Quote each line of the material verbatim, without the pictures.

╔══

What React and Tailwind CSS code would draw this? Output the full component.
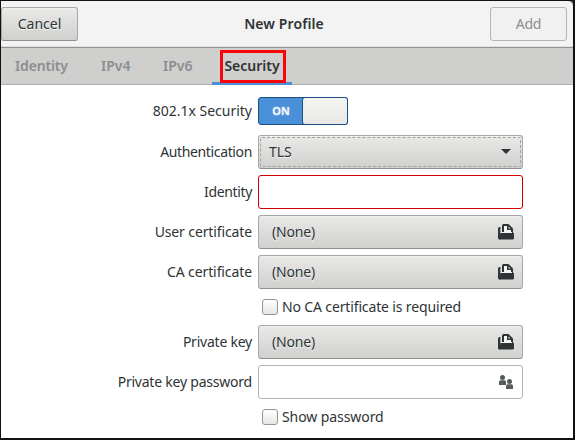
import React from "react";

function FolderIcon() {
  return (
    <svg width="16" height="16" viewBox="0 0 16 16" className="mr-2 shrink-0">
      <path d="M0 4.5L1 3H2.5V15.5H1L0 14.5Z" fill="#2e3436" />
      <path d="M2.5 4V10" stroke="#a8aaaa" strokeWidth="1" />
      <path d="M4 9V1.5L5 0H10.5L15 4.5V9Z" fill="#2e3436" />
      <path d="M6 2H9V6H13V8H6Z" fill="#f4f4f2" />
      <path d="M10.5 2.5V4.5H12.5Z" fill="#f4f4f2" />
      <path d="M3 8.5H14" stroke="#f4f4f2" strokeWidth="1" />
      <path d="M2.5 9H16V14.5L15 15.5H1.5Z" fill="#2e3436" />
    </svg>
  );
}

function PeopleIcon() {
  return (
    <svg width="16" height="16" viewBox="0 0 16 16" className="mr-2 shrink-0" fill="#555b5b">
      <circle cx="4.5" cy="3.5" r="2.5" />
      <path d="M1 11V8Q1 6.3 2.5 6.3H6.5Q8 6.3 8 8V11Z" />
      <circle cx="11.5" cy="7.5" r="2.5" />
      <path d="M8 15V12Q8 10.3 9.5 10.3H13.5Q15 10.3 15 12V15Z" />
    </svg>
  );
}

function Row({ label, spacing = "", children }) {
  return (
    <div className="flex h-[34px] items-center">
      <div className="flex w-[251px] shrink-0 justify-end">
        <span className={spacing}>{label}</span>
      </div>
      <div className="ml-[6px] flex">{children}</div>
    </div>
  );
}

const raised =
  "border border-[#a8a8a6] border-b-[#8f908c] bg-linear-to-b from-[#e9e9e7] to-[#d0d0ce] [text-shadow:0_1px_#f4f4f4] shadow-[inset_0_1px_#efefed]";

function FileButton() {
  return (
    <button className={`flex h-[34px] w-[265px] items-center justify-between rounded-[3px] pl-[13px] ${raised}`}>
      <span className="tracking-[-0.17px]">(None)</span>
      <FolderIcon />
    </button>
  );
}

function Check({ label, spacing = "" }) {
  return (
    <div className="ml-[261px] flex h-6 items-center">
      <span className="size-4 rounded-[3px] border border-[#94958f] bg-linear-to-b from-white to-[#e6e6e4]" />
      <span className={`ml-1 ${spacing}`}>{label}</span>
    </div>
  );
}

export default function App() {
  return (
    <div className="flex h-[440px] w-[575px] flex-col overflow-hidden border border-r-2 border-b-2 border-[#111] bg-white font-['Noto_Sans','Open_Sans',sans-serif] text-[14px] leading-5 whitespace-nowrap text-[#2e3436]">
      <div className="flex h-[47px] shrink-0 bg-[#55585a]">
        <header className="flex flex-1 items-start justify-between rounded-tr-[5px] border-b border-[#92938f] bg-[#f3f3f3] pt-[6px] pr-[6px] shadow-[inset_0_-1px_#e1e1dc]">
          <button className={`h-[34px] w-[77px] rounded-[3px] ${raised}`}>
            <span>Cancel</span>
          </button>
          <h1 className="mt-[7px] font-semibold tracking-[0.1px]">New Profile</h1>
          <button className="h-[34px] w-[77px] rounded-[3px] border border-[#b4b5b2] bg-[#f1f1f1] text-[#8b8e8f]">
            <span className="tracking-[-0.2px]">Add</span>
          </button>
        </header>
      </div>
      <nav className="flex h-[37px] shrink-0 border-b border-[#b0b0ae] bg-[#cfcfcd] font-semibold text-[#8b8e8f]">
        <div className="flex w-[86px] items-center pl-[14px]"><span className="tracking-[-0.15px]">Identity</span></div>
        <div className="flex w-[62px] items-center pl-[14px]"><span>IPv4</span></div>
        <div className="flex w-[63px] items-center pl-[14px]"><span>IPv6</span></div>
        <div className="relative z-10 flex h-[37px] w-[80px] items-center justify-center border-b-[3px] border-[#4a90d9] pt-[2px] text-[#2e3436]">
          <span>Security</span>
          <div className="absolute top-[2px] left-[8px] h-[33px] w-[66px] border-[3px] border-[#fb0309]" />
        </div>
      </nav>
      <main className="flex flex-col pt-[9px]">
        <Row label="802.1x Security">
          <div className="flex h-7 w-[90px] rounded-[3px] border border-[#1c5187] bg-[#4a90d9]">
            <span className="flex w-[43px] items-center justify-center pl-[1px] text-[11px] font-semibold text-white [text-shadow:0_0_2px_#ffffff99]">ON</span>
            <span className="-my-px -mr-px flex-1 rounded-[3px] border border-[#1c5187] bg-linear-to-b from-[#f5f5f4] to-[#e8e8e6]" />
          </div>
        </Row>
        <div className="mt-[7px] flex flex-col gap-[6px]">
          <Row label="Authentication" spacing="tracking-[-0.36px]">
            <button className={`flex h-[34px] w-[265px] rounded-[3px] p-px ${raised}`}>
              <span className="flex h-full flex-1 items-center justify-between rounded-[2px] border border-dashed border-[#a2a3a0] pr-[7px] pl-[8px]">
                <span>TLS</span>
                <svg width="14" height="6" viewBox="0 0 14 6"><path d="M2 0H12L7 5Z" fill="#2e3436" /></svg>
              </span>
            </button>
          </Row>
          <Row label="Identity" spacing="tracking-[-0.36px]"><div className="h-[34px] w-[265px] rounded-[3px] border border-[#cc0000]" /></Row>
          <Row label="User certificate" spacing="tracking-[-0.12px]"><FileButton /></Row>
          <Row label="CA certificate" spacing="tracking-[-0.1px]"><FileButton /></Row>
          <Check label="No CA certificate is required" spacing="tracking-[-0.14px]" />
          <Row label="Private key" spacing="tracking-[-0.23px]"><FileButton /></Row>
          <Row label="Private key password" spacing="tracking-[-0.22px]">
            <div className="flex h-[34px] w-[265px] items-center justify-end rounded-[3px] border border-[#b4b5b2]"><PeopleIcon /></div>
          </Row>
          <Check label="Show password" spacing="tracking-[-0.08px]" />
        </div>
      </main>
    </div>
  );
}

╚══

#### [ANSWER FOR THE TASK]
What React and Tailwind CSS code would draw this? Output the full component.
import React from "react";

function FolderIcon() {
  return (
    <svg width="16" height="16" viewBox="0 0 16 16" className="mr-2 shrink-0">
      <path d="M0 4.5L1 3H2.5V15.5H1L0 14.5Z" fill="#2e3436" />
      <path d="M2.5 4V10" stroke="#a8aaaa" strokeWidth="1" />
      <path d="M4 9V1.5L5 0H10.5L15 4.5V9Z" fill="#2e3436" />
      <path d="M6 2H9V6H13V8H6Z" fill="#f4f4f2" />
      <path d="M10.5 2.5V4.5H12.5Z" fill="#f4f4f2" />
      <path d="M3 8.5H14" stroke="#f4f4f2" strokeWidth="1" />
      <path d="M2.5 9H16V14.5L15 15.5H1.5Z" fill="#2e3436" />
    </svg>
  );
}

function PeopleIcon() {
  return (
    <svg width="16" height="16" viewBox="0 0 16 16" className="mr-2 shrink-0" fill="#555b5b">
      <circle cx="4.5" cy="3.5" r="2.5" />
      <path d="M1 11V8Q1 6.3 2.5 6.3H6.5Q8 6.3 8 8V11Z" />
      <circle cx="11.5" cy="7.5" r="2.5" />
      <path d="M8 15V12Q8 10.3 9.5 10.3H13.5Q15 10.3 15 12V15Z" />
    </svg>
  );
}

function Row({ label, spacing = "", children }) {
  return (
    <div className="flex h-[34px] items-center">
      <div className="flex w-[251px] shrink-0 justify-end">
        <span className={spacing}>{label}</span>
      </div>
      <div className="ml-[6px] flex">{children}</div>
    </div>
  );
}

const raised =
  "border border-[#a8a8a6] border-b-[#8f908c] bg-linear-to-b from-[#e9e9e7] to-[#d0d0ce] [text-shadow:0_1px_#f4f4f4] shadow-[inset_0_1px_#efefed]";

function FileButton() {
  return (
    <button className={`flex h-[34px] w-[265px] items-center justify-between rounded-[3px] pl-[13px] ${raised}`}>
      <span className="tracking-[-0.17px]">(None)</span>
      <FolderIcon />
    </button>
  );
}

function Check({ label, spacing = "" }) {
  return (
    <div className="ml-[261px] flex h-6 items-center">
      <span className="size-4 rounded-[3px] border border-[#94958f] bg-linear-to-b from-white to-[#e6e6e4]" />
      <span className={`ml-1 ${spacing}`}>{label}</span>
    </div>
  );
}

export default function App() {
  return (
    <div className="flex h-[440px] w-[575px] flex-col overflow-hidden border border-r-2 border-b-2 border-[#111] bg-white font-['Noto_Sans','Open_Sans',sans-serif] text-[14px] leading-5 whitespace-nowrap text-[#2e3436]">
      <div className="flex h-[47px] shrink-0 bg-[#55585a]">
        <header className="flex flex-1 items-start justify-between rounded-tr-[5px] border-b border-[#92938f] bg-[#f3f3f3] pt-[6px] pr-[6px] shadow-[inset_0_-1px_#e1e1dc]">
          <button className={`h-[34px] w-[77px] rounded-[3px] ${raised}`}>
            <span>Cancel</span>
          </button>
          <h1 className="mt-[7px] font-semibold tracking-[0.1px]">New Profile</h1>
          <button className="h-[34px] w-[77px] rounded-[3px] border border-[#b4b5b2] bg-[#f1f1f1] text-[#8b8e8f]">
            <span className="tracking-[-0.2px]">Add</span>
          </button>
        </header>
      </div>
      <nav className="flex h-[37px] shrink-0 border-b border-[#b0b0ae] bg-[#cfcfcd] font-semibold text-[#8b8e8f]">
        <div className="flex w-[86px] items-center pl-[14px]"><span className="tracking-[-0.15px]">Identity</span></div>
        <div className="flex w-[62px] items-center pl-[14px]"><span>IPv4</span></div>
        <div className="flex w-[63px] items-center pl-[14px]"><span>IPv6</span></div>
        <div className="relative z-10 flex h-[37px] w-[80px] items-center justify-center border-b-[3px] border-[#4a90d9] pt-[2px] text-[#2e3436]">
          <span>Security</span>
          <div className="absolute top-[2px] left-[8px] h-[33px] w-[66px] border-[3px] border-[#fb0309]" />
        </div>
      </nav>
      <main className="flex flex-col pt-[9px]">
        <Row label="802.1x Security">
          <div className="flex h-7 w-[90px] rounded-[3px] border border-[#1c5187] bg-[#4a90d9]">
            <span className="flex w-[43px] items-center justify-center pl-[1px] text-[11px] font-semibold text-white [text-shadow:0_0_2px_#ffffff99]">ON</span>
            <span className="-my-px -mr-px flex-1 rounded-[3px] border border-[#1c5187] bg-linear-to-b from-[#f5f5f4] to-[#e8e8e6]" />
          </div>
        </Row>
        <div className="mt-[7px] flex flex-col gap-[6px]">
          <Row label="Authentication" spacing="tracking-[-0.36px]">
            <button className={`flex h-[34px] w-[265px] rounded-[3px] p-px ${raised}`}>
              <span className="flex h-full flex-1 items-center justify-between rounded-[2px] border border-dashed border-[#a2a3a0] pr-[7px] pl-[8px]">
                <span>TLS</span>
                <svg width="14" height="6" viewBox="0 0 14 6"><path d="M2 0H12L7 5Z" fill="#2e3436" /></svg>
              </span>
            </button>
          </Row>
          <Row label="Identity" spacing="tracking-[-0.36px]"><div className="h-[34px] w-[265px] rounded-[3px] border border-[#cc0000]" /></Row>
          <Row label="User certificate" spacing="tracking-[-0.12px]"><FileButton /></Row>
          <Row label="CA certificate" spacing="tracking-[-0.1px]"><FileButton /></Row>
          <Check label="No CA certificate is required" spacing="tracking-[-0.14px]" />
          <Row label="Private key" spacing="tracking-[-0.23px]"><FileButton /></Row>
          <Row label="Private key password" spacing="tracking-[-0.22px]">
            <div className="flex h-[34px] w-[265px] items-center justify-end rounded-[3px] border border-[#b4b5b2]"><PeopleIcon /></div>
          </Row>
          <Check label="Show password" spacing="tracking-[-0.08px]" />
        </div>
      </main>
    </div>
  );
}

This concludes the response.